あちゃー。見られていましたか。ぼくの般若フェイス。

オクムラさんは「初めてで、お客さん呼べたのはすごいんやから、あとは色々質問すればええから〜」と優しく色々レクチャーしてくれました。

すごい親身にアドバイスをくれるオクムラさん。僕を会話が苦手な、人見知りだと思ってタメになることをたくさん言ってくれています。

そう、オクムラさんの言う通り、確かに、僕は、会話は続かなかったんです。

ただ、本当は、少しだけ、違うんです。オクムラさん。僕は女性との会話が苦手で、うまくいかなくて、険しい顔をしていたわけではないんです。

もう、腰が爆発するほど痛くて、もう、辛くて、早く、会場に着きたくて、険しい顔をしていたんです。

ただ、これ、すごく、言い訳ぽくて、ずっと黙ってました。

正直、この時も座っていたい気持ちでした。

僕は、今、話を聞けない。腰が痛い。

気づいたら、また、一句詠んでました。

そして、はじまったライブのオープニング、MCのオクムラさんは、「初めてのお客さんを、初めての演者が連れてきたんですけど、もう、会話も続かなくて、めっちゃ険しい顔してて〜」と、僕のことを面白いトークにして客席を盛り上げてくれたそうです。

その女性客も大いに頷いて笑っていたそうです。

裏で、「兼子くんのことつかわせてもらったわ」と言われました。

そして、全ネタが終わり、エンディングMCの全員集合で「オープニングの答え合わせをしよう」ということで、こいつこそがが「会話ゼロ、険しい顔してた芸人やで」と前に出させてもらいました。

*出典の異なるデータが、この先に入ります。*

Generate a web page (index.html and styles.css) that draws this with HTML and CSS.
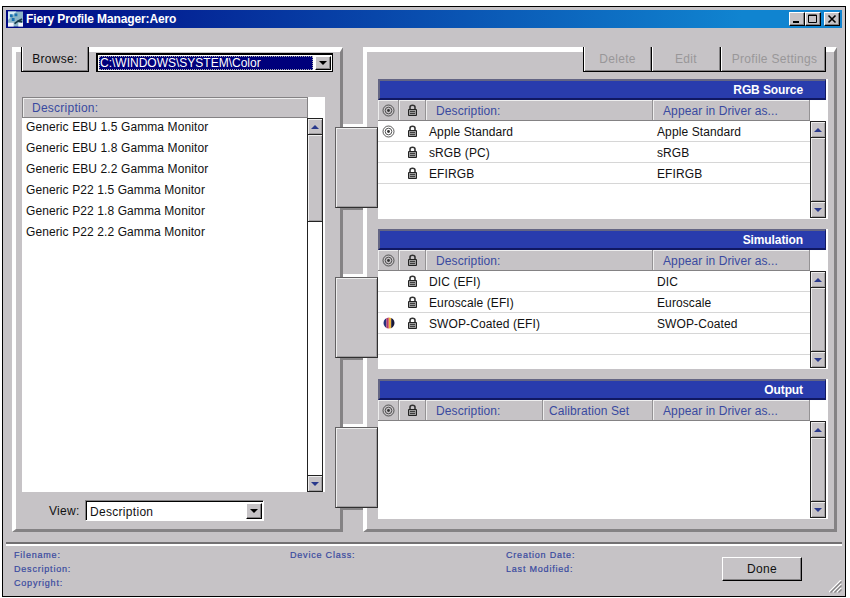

そして、そのまま、少しトークをしました。結果的に、客席から笑いもとれました。

そして、ライブが終わりました。そこで、ハッと気づいたのですが、さっきまであった、腰の痛みが和らいでるのです。痛み止めが効いてきたのか、それとも、「笑い」がやはり万能の薬だからなのでしょうか。

すごく、不思議な気持ちになりました。

そして、そこから相方と移動して、新井薬師まで、バスで行きました。その頃には、腰の痛みもかなり引いていました。

2本目のライブは、たくさんの芸人が2分ネタをたくさんやるライブなので、養成所のネタ見せみたいな感じで懐かしくて楽しかったです。コント3本やって、帰宅しました。

香椎由宇に似てると思った。後輩、すずき
同期の大島

そして、僕は、終演後、ライブ会場に、皮靴を忘れて、後で、後輩に届けてもらうという、失態を犯してその日を終えました。

普通に、帰り道、荷物もってても、腰が痛くないから、よくなったと、勘違いしてました。ただ、靴の重さがなかっただけでした。

靴を届けてくれた後輩、佐藤、古屋。


ああ、本当に、この腰の痛みをどうにかしたいです。そして、もっと、会話して盛り上げられるようになりたい。

ただ、本当のことと、違くても、結果的に、笑いになれば、なんでもいいかということを思ったんです。

そんな1日でした。

今日から、少しライブがないので、お医者様の言う「安静」というものをやってみようと思います。

「安静」ってマジでどうやるのかわからないけど。

面白く書けずに、すみません。また書きます。